新たなMMSの取り組みとして、清水氏は「オープンイノベーション」を挙げる。東京システムハウスは、紙の流通販売で創業150年余りの歴史をもつ日本紙パルプ商事と協業し、2016年7月にアライズイノベーションを設立して営業を開始した。
清水氏によると、アライズイノベーションの提供価値は以下の3つだ。
(1)エンタープライズAI:
AIのテクノロジーを持ったベンチャーなどと協業し、新たなサービスの創出や顧客の基幹システムの向上を図る
(2)超高速開発:
ジャスミンソフトの「Wagby」や、マジックソフトウェア「Magic」などにより、アプリケーション開発の生産性を向上する
(3)クラウド:
Microsoft Azureを積極的に活用しクラウドサービスを提供する
そして、東京システムハウスとのシナジーにより「AIと超高速開発を活用したマイグレーション」に取り組んでいくということだ。
顧客のニーズに応える2つのMMS
東京システムハウスとアライズイノベーションの新たな取り組みとして2つのサービスが発表された。1つ目は「MMS+エンタープライズAI」だ。これは、レガシーマイグレーションの工程にAIを取り入れ、プロセスを改善するものだ。

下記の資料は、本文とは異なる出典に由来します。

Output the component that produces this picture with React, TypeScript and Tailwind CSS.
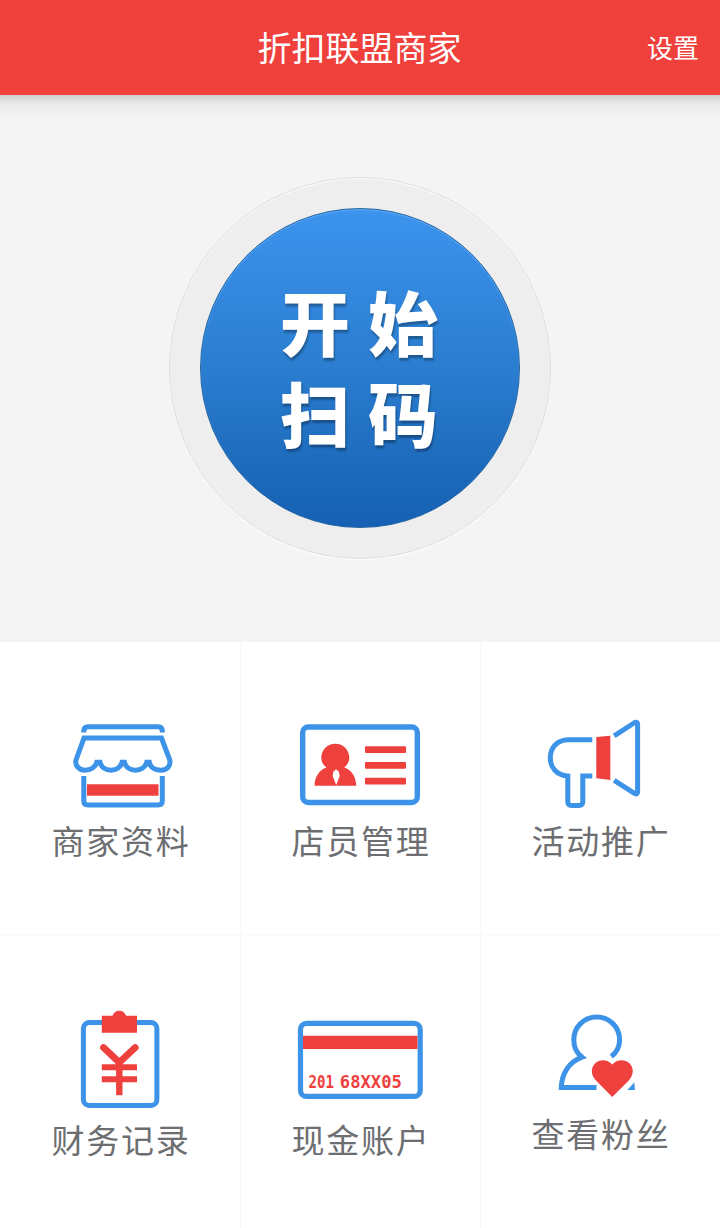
import type { ReactNode } from 'react';

const BLUE = '#3c93e8';
const RED = '#ee403d';

function ShopIcon() {
  return (
    <svg width="160" height="100" viewBox="0 0 160 100" fill="none" stroke={BLUE} strokeWidth="5">
      <path d="M43.8 22.5V21Q43.8 16.7 48 16.7H118Q122.3 16.7 122.3 21V22.5" />
      <path d="M44 28H121.5L129.6 49.5C131.3 55.5 127 60.2 121 60.2C114 60.2 110 56.5 109.3 52.3H106.7C105.5 57 101 60.2 95.5 60.2C90 60.2 85.5 57 84.5 52.3H82C80.8 57 76.5 60.2 71 60.2C65.5 60.2 61 57 60 52.3H56.7C55.5 57 51 60.2 45 60.2C38.5 60.2 34.5 55 36.2 49.5Z" />
      <path d="M43.8 66V91Q43.8 95 48 95H118Q122.3 95 122.3 91V66" />
      <path d="M47 74.2H118.5V85.8H47Z" fill={RED} stroke="none" />
    </svg>
  );
}

function StaffIcon() {
  return (
    <svg width="160" height="100" viewBox="0 0 160 100" fill={RED}>
      <rect x="22.7" y="17" width="114.6" height="75.5" rx="5.5" fill="none" stroke={BLUE} strokeWidth="5.4" />
      <path d="M34.5 75.7C35 66 39.5 60 46.5 57.5C43 54.8 41.3 51.4 41.3 47.7C41.3 39.8 47.5 33.8 55.3 33.8S69.3 39.8 69.3 47.7C69.3 51.4 67.5 54.8 64.2 57.5C71.5 60 75.7 66 76.3 75.7Z" />
      <path d="M56 59.3L58.7 61.5L59.7 66L56.2 75L52.6 66L53.5 61.5Z" fill="#fff" />
      <rect x="85" y="36.3" width="41" height="6.6" rx="1" />
      <rect x="85" y="52" width="41" height="6.8" rx="1" />
      <rect x="85" y="67.7" width="41" height="6.8" rx="1" />
    </svg>
  );
}

function MegaphoneIcon() {
  return (
    <svg width="160" height="100" viewBox="0 0 160 100" fill="none" stroke={BLUE} strokeWidth="5">
      <path d="M72.3 29.7H48.5C36 29.7 30.3 39 30.3 48C30.3 57.5 36.5 65.3 47.8 66V91.5Q47.8 95.5 51.5 95.5H59Q62.8 95.5 62.8 91.5V66H72.3" />
      <path d="M76.3 27L90.3 25.7V70L76.3 68.3Z" fill={RED} stroke="none" />
      <path d="M94.2 25.8L114.8 12.5Q117.6 11.7 117.6 14.5V82Q117.6 85 114.8 83.6L94.2 70.3" />
    </svg>
  );
}

function FinanceIcon() {
  return (
    <svg width="160" height="110" viewBox="0 0 160 110" fill="none">
      <rect x="43.4" y="22.4" width="73.5" height="83.2" rx="6" stroke={BLUE} strokeWidth="5" />
      <path d="M61.8 15.8H72.5C73.5 12.6 76.2 10.7 79.3 10.7S85 12.6 86.1 15.8H97V32.7H61.8Z" fill={RED} />
      <path d="M63.5 47.5L79.3 62.5L95.2 47.5" stroke={RED} strokeWidth="6.8" strokeLinecap="round" strokeLinejoin="round" />
      <path d="M79.3 62V95.2" stroke={RED} strokeWidth="6.4" />
      <path d="M61.8 67.2H97M61.8 79.2H97" stroke={RED} strokeWidth="6" />
    </svg>
  );
}

function CardIcon() {
  return (
    <svg width="160" height="110" viewBox="0 0 160 110" fill="none">
      <rect x="20.5" y="23.4" width="119.7" height="73" rx="6" stroke={BLUE} strokeWidth="5.2" />
      <path d="M23 35.7H137.5V49H23Z" fill={RED} />
      <g fill={RED} fontFamily="'DejaVu Sans Mono', monospace" fontSize="17.5" fontWeight="700">
        <text x="28.4" y="88" textLength="25.5" lengthAdjust="spacingAndGlyphs">201</text>
        <text x="59.8" y="88" textLength="62" lengthAdjust="spacingAndGlyphs">68XX05</text>
      </g>
    </svg>
  );
}

function FansIcon() {
  return (
    <svg width="160" height="110" viewBox="0 0 160 110" fill="none">
      <path
        d="M91.3 56.5C96.5 52.5 99.6 46.5 99.6 40C99.6 27 89.5 17 76.7 17S53.8 27 53.8 40C53.8 47 56.7 53 62 57.2C49 62 41.7 73.5 41.3 87.5H76.5"
        stroke={BLUE}
        strokeWidth="5"
      />
      <path d="M107.3 89.9L114.3 82.5L114.9 89.9Z" fill={BLUE} />
      <path
        d="M92.2 97L76 80.5C70.5 75 70.8 67.5 75.2 63.3C80 58.8 87.8 59.5 92.2 64.5C96.7 59.5 104.8 58.8 109.4 63.3C114 67.8 114 75 108.8 80.5Z"
        fill={RED}
      />
    </svg>
  );
}

interface MenuItem {
  label: string;
  icon: ReactNode;
  labelClass: string;
}

const topRow: MenuItem[] = [
  { label: '商家资料', icon: <ShopIcon />, labelClass: 'mt-[7px]' },
  { label: '店员管理', icon: <StaffIcon />, labelClass: 'mt-[7px]' },
  { label: '活动推广', icon: <MegaphoneIcon />, labelClass: 'mt-[7px]' },
];

const bottomRow: MenuItem[] = [
  { label: '财务记录', icon: <FinanceIcon />, labelClass: 'mt-1.5' },
  { label: '现金账户', icon: <CardIcon />, labelClass: 'mt-1.5' },
  { label: '查看粉丝', icon: <FansIcon />, labelClass: 'mt-0' },
];

function MenuCell({ item }: { item: MenuItem }) {
  return (
    <button className="flex flex-col items-center shadow-[inset_1px_0_0_#f8f8f8] first:shadow-none">
      {item.icon}
      <span className={`pl-0.5 text-[33px] leading-[46px] tracking-[1.8px] whitespace-nowrap text-[#6d6e71] ${item.labelClass}`}>
        {item.label}
      </span>
    </button>
  );
}

export default function App() {
  return (
    <div className="flex h-[1228px] w-[720px] flex-col bg-[#f4f4f4] font-['Noto_Sans_CJK_SC',sans-serif]">
      <header className="grid h-[95px] shrink-0 grid-cols-3 items-center bg-[#ef403c] pr-[21px] pb-0.5 pl-5 text-white">
        <span />
        <h1 className="text-center text-[34px] leading-[50px] whitespace-nowrap">折扣联盟商家</h1>
        <button className="text-right text-[26px] leading-[40px]">设置</button>
      </header>
      <div className="h-6 shrink-0 bg-linear-to-b from-[#d0d0d3] via-[#ebebeb] via-40% to-[#f4f4f4]" />

      <main className="flex h-[523px] shrink-0 flex-col items-center pt-[58px]">
        <div className="flex size-[382px] items-center justify-center rounded-full border border-[#dedede] bg-[#eeeeee] shadow-[inset_0_1px_1px_#fff,0_1px_1px_#fff]">
          <button className="flex size-[320px] flex-col items-center justify-center rounded-full border border-[#2364a5] bg-linear-to-b from-[#3c94ee] via-[#2a7dcf] to-[#1560b2] pr-0.5 pb-[5px] text-[70px] leading-[91px] font-black tracking-[18px] text-white shadow-[inset_0_1px_1px_#65aff3] text-shadow-[1px_3px_2px_rgb(0_0_0/0.3)]">
            <span className="pl-[18px]">开始</span>
            <span className="pl-[18px]">扫码</span>
          </button>
        </div>
      </main>

      <nav className="flex grow flex-col bg-white">
        <div className="grid h-[294px] grid-cols-3 border-b border-[#fafafa] [&>button]:pt-[68px]">
          {topRow.map((item) => (
            <MenuCell key={item.label} item={item} />
          ))}
        </div>
        <div className="grid grow grid-cols-3 [&>button]:pt-16">
          {bottomRow.map((item) => (
            <MenuCell key={item.label} item={item} />
          ))}
        </div>
      </nav>
    </div>
  );
}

たとえば、マイグレーションの技術支援にチャットを導入し、QAサポートを行う「チャット型サポート支援」や、マイグレーションを行う際の新旧システムの照合を自動化する「帳票照合テスト支援」がある。
「帳票の照合は人間が目視で行わなければならないが、数千ページを人力で確認するには限界がある。そこで画像認識技術を使い、新旧両システムの帳票を画像で出力して照合するサービスを提供する」(清水氏)

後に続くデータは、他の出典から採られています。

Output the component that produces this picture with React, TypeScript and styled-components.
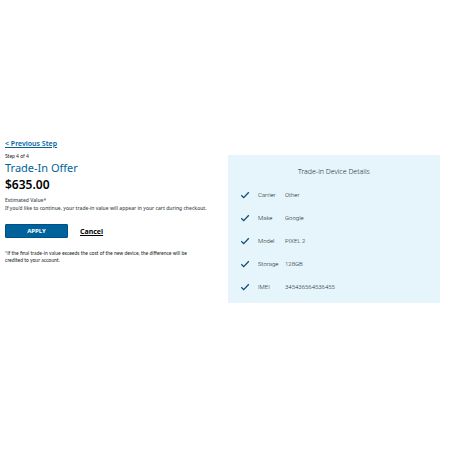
import React from "react";
import styled, { createGlobalStyle } from "styled-components";

const GlobalStyle = createGlobalStyle`
  * { box-sizing: border-box; }
  body {
    margin: 0;
    background: #fff;
    color: #161b20;
    font-family: "Noto Sans", "Open Sans", sans-serif;
  }
`;

const Page = styled.main`
  display: grid;
  grid-template-columns: minmax(0, 218fr) minmax(0, 212fr);
  align-items: start;
  gap: 5px;
  padding: 138px 10px 0 5px;
`;

const Offer = styled.section`
  display: flex;
  flex-direction: column;
  align-items: flex-start;
`;

const PreviousLink = styled.a`
  color: #00629b;
  font-size: 7px;
  line-height: 11px;
  font-weight: 600;
  text-decoration: underline;
`;

const Step = styled.p`
  margin: 4px 0 0;
  font-family: Lato, sans-serif;
  font-size: 5px;
  line-height: 7px;
`;

const Title = styled.h1`
  margin: 0;
  color: #00629b;
  font-size: 11px;
  line-height: 16px;
  font-weight: 400;
`;

const Amount = styled.p`
  margin: 0;
  color: #000;
  font-size: 12px;
  line-height: 18px;
  font-weight: 600;
`;

const Copy = styled.p`
  margin: 0;
  color: #454b52;
  font-size: 5px;
  line-height: 8px;
  font-weight: 500;
  white-space: nowrap;
`;

const Estimate = styled.div`
  margin-top: 2px;
`;

const Actions = styled.div`
  display: flex;
  align-items: center;
  gap: 12px;
  margin-top: 12px;
`;

const ApplyButton = styled.button`
  width: 63px;
  height: 14px;
  padding: 0;
  border: 1px solid #00508a;
  border-radius: 1px;
  background: #00629b;
  color: #fff;
  font: 700 6px/12px "Noto Sans", sans-serif;
`;

const CancelLink = styled.a`
  color: #000;
  font-size: 7px;
  line-height: 11px;
  font-weight: 700;
  text-decoration: underline;
`;

const Disclaimer = styled.p`
  max-width: 184px;
  margin: 12px 0 0;
  font-family: Lato, sans-serif;
  font-size: 5px;
  line-height: 7px;
`;

const Details = styled.section`
  margin-top: 17px;
  padding: 11px 12px 5px;
  background: #e6f5fb;
  color: #20282f;
`;

const DetailsTitle = styled.h2`
  margin: 0 0 5px;
  font-size: 7px;
  line-height: 12px;
  font-weight: 300;
  text-align: center;
`;

const DetailsTable = styled.table`
  border-collapse: collapse;
  font-family: Roboto, sans-serif;
  font-size: 6px;
  line-height: 9px;
  font-weight: 300;
`;

const Row = styled.tr`
  height: 23px;
`;

const CheckCell = styled.td`
  width: 18px;
  padding: 0;
`;

const Label = styled.th`
  width: 27px;
  padding: 0;
  font-weight: 300;
  text-align: left;
`;

const Value = styled.td`
  padding: 0;
`;

const CheckIcon = styled.svg`
  display: block;
  width: 10px;
  height: 8px;
`;

const details = [
  ["Carrier", "Other"],
  ["Make", "Google"],
  ["Model", "PIXEL 2"],
  ["Storage", "128GB"],
  ["IMEI", "345436564536455"],
];

export default function App() {
  return (
    <>
      <GlobalStyle />
      <Page>
        <Offer>
          <PreviousLink href="#previous">&lt; Previous Step</PreviousLink>
          <Step>Step 4 of 4</Step>
          <Title>Trade-In Offer</Title>
          <Amount>$635.00</Amount>
          <Estimate>
            <Copy>Estimated Value*</Copy>
            <Copy>If you’d like to continue, your trade-in value will appear in your cart during checkout.</Copy>
          </Estimate>
          <Actions>
            <ApplyButton type="button">APPLY</ApplyButton>
            <CancelLink href="#cancel">Cancel</CancelLink>
          </Actions>
          <Disclaimer>
            *If the final trade-in value exceeds the cost of the new device, the difference will be credited to your account.
          </Disclaimer>
        </Offer>
        <Details>
          <DetailsTitle>Trade-in Device Details</DetailsTitle>
          <DetailsTable>
            <tbody>
              {details.map(([label, value]) => (
                <Row key={label}>
                  <CheckCell>
                    <CheckIcon viewBox="0 0 10 8" aria-hidden="true">
                      <path d="M1.3 4.3 L3.7 6.6 L8.8 1.2" fill="none" stroke="#124c79" strokeWidth="1.3" />
                    </CheckIcon>
                  </CheckCell>
                  <Label scope="row">{label}</Label>
                  <Value>{value}</Value>
                </Row>
              ))}
            </tbody>
          </DetailsTable>
        </Details>
      </Page>
    </>
  );
}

そして、移行後の新システム(基幹システム)にAIを融合させる取り組みでは、「配送計画システム支援」がある。これはトラックの配車、ルート最適化などの物流システム支援をAIで行うものだ。そして、帳票のデータ化を支援する「データ入力支援OCR」では、従来のOCRの精度をさらに高めるため、手書き文字の認識技術をディープラーニングで置き換えていくものだ。
2つ目は、「MMS for RAD」だ。RADとは「Rapid Application Development」、すなわち超高速開発のことだ。ジャスミンソフトの「Wagby」や、マジックソフトウェア「Magic」との協業である。
Magicによる「オフコン・簡易言語マイグレーション」では、COBOLやJCL(ジョブ制御言語)、画面資産や帳票を変換して新しい環境に移行する際にネックとなる「簡易言語」を、Magicのオープン系の超高速開発に移行していく。これにより機械化、自動化が難しかったパラメーター形式のアプリケーションをコンバージョンできるだけでなく、保守メンテナンス性まで考慮している。
「新しいツールの使い方を習得する必要があるが、移行後のメンテナンス、新システム開発にまで適応できるのが特長だ」(清水氏)
また、Wagbyによる「オープンレガシーマイグレーション」により、VB6.0やAccess、ACUCOBOL(アキュコボル)など、サポート切れとなったオープン環境のアプリケーションを最新のオープン環境にマイグレーションする取り組みも行っている。清水氏は、「今までレガシーマイグレーションというとCOBOL to COBOLということが多かったが、新しい取り組みにも注目して欲しい」と締めくくった。